Could it be that, through hypo-oxygenation of the blood and sympathetic vasoconstriction, sleep apnea may also contribute to optic nerve hypoxia and development of normal-tension glaucoma?
This is the hypothesis that Lin et al. (1787) set out to explore, by evaluating for ocular signs of NTG 256 patients submitted to an allnight diagnostic sleep study.
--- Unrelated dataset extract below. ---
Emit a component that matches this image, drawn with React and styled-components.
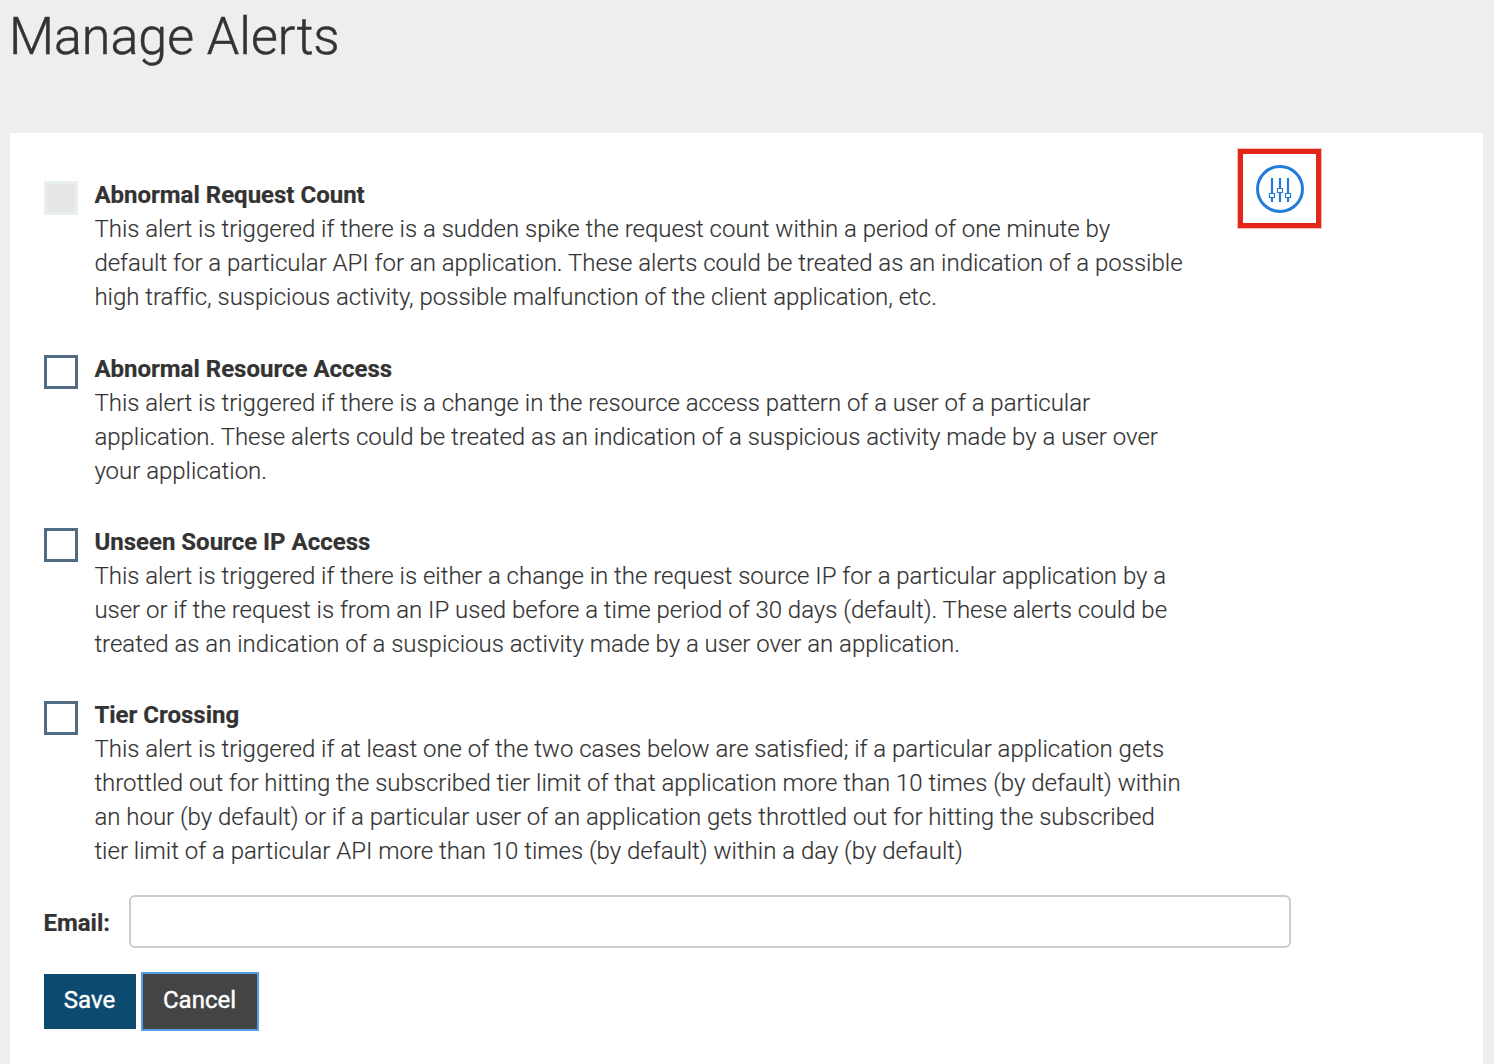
import React from "react";
import styled, { createGlobalStyle } from "styled-components";

const Global = createGlobalStyle`
  * { box-sizing: border-box; }
  body { margin: 0; background: #eeeeee; color: #333333; font-family: Roboto, sans-serif; font-size: 24px; line-height: 34px; font-weight: 300; }
`;
const Page = styled.div`
  height: 1064px; overflow: hidden; padding: 0 11px 0 10px; display: flex; flex-direction: column;
`;
const Header = styled.header`
  height: 99px; margin-bottom: 34px; padding-top: 6px; border-bottom: 1px solid #ebebeb;
`;
const Title = styled.h1`
  margin: 0 0 0 -1px; font-size: 52px; line-height: 62px; font-weight: 300; white-space: nowrap;
  -webkit-text-stroke: 0.5px #333333;
`;
const Panel = styled.main`
  flex: 1; background: #fff; padding: 16px 34px 0; display: flex; flex-direction: column;
`;
const Top = styled.div`
  display: flex; align-items: flex-start;
`;
const List = styled.div`
  width: 1194px; padding-top: 29px; flex: none;
`;
const Alert = styled.section`
  display: flex; gap: 16.4px; height: ${(p) => p.$height}px;
`;
const Check = styled.span`
  flex: none; width: 34px; height: 34px; margin-top: 3px;
  border: 3px solid ${(p) => (p.$disabled ? "#e9eef0" : "#516b83")};
  background: ${(p) => (p.$disabled ? "#e6e6e6" : "#fff")};
`;
const Name = styled.h2`
  margin: 0; font-size: 24px; line-height: 34px; font-weight: 700;
  -webkit-text-stroke: 0.2px #333333;
`;
const Line = styled.div`
  white-space: nowrap; width: max-content; letter-spacing: -0.012px;
  -webkit-text-stroke: 0.15px #333333;
`;
const Configure = styled.button`
  width: 83px; height: 79px; padding: 0; border: 5px solid #e42618; background: #fff;
  box-shadow: 0 0 0 1px rgba(228, 38, 24, 0.3);
  display: flex; align-items: center; justify-content: center;
`;
const Icon = styled.svg`
  display: block; overflow: visible;
`;
const EmailRow = styled.div`
  display: flex; align-items: center; height: 53px;
`;
const Label = styled.label`
  width: 85px; padding-top: 2px; margin-left: -0.6px; margin-right: 0.6px; font-weight: 700; white-space: nowrap;
  -webkit-text-stroke: 0.2px #333333;
`;
const Input = styled.input`
  width: 1162px; height: 53px; border: 2px solid #cccccc; border-radius: 6px; background: #fff; padding: 0 16px; font: inherit;
`;
const Actions = styled.div`
  display: flex; align-items: center; gap: 5px; margin-top: 24px;
`;
const Button = styled.button`
  width: ${(p) => p.$width}px; height: ${(p) => p.$height}px; padding: 0 1px 4px 0; font: 400 24px/34px Roboto, sans-serif; color: #fff;
  background: ${(p) => p.$bg}; border: ${(p) => p.$border || "0"};
  -webkit-text-stroke: 0.4px #fff;
`;

const alerts = [
  { name: "Abnormal Request Count", height: 174, disabled: true, lines: [
    "This alert is triggered if there is a sudden spike the request count within a period of one minute by",
    "default for a particular API for an application. These alerts could be treated as an indication of a possible",
    "high traffic, suspicious activity, possible malfunction of the client application, etc."] },
  { name: "Abnormal Resource Access", height: 173, lines: [
    "This alert is triggered if there is a change in the resource access pattern of a user of a particular",
    "application. These alerts could be treated as an indication of a suspicious activity made by a user over",
    "your application."] },
  { name: "Unseen Source IP Access", height: 173, lines: [
    "This alert is triggered if there is either a change in the request source IP for a particular application by a",
    "user or if the request is from an IP used before a time period of 30 days (default). These alerts could be",
    "treated as an indication of a suspicious activity made by a user over an application."] },
  { name: "Tier Crossing", height: 197, lines: [
    "This alert is triggered if at least one of the two cases below are satisfied; if a particular application gets",
    "throttled out for hitting the subscribed tier limit of that application more than 10 times (by default) within",
    "an hour (by default) or if a particular user of an application gets throttled out for hitting the subscribed",
    "tier limit of a particular API more than 10 times (by default) within a day (by default)"] },
];

const SlidersIcon = () => (
  <Icon width="49" height="49" viewBox="0 0 49 49" fill="none" stroke="#257bd9">
    <circle cx="25" cy="25" r="22.5" strokeWidth="3" />
    <path strokeWidth="2.2" d="M17 14v15M17 34v4M25 14v10M25 29v9M33 14v15M33 34v4" />
    <path strokeWidth="1.2" d="M14.5 29.5h5v4h-5zM22.5 24.5h5v4h-5zM30.5 29.5h5v4h-5z" />
  </Icon>
);

export default function App() {
  return (
    <Page>
      <Global />
      <Header><Title>Manage Alerts</Title></Header>
      <Panel>
        <Top>
          <List>
            {alerts.map((a) => (
              <Alert key={a.name} $height={a.height}>
                <Check $disabled={a.disabled} />
                <div>
                  <Name>{a.name}</Name>
                  {a.lines.map((l) => <Line key={l}>{l}</Line>)}
                </div>
              </Alert>
            ))}
          </List>
          <Configure aria-label="Configure"><SlidersIcon /></Configure>
        </Top>
        <EmailRow>
          <Label htmlFor="email">Email:</Label>
          <Input id="email" />
        </EmailRow>
        <Actions>
          <Button $width={92} $height={55} $bg="#0d4a70">Save</Button>
          <Button $width={118} $height={59} $bg="#444444" $border="2px solid #559ee8">Cancel</Button>
        </Actions>
      </Panel>
    </Page>
  );
}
After excluding patients with prior stroke or ocylar disease, they divided the 247 remaining patients into four groups (no OSAHS; mild; moderate; severe OSAHS), then grouped them back into a No/Mild OSAHS group (1) and a Moderate/Severe OSAHS group (2).
The number of patients with NTG (defined on tonometric, ophthalmoscopic, HFA-SITA 30-2 and OCT RNFL criteria) was relatively high (n = 12 or 5%) for this age group (early forties) and showed a suggestive and statistically significant frequency distribution: 0% among the 38 normal participants, 1.8% among the 56 mild, 5.8% among the 52 moderate and 7.9% among the 101 severe OSAHS patients. The prevalence of NTG was significantly higher in group 2, where a significantly lower oxygen saturation was also found. Interestingly, Body Mass Index correlated with IOP but neither with perimetric MD nor with RNFL, whereas oxygen saturation did correlate with RNFL thickness.
These results support the initial hypothesis that sleep apnea may contribute to retinal nerve fiber damage by inducing hypoxic conditions, without a direct effect on IOP (interestingly, there was not a single case of POAG among the 247 study participants). However, as the authors acknowledge, their sample size was small and the sex- and age-distributions biased by patient recruitment (predominantly severe OSAHS patients referred to a tertiary care center). Further studies with age- and sex-matched subgroups of different OSAHS severities are required to confirm whether sleep apnea is indeed a risk factor for the development or progression of glaucoma, of the normal-tension or primary varieties.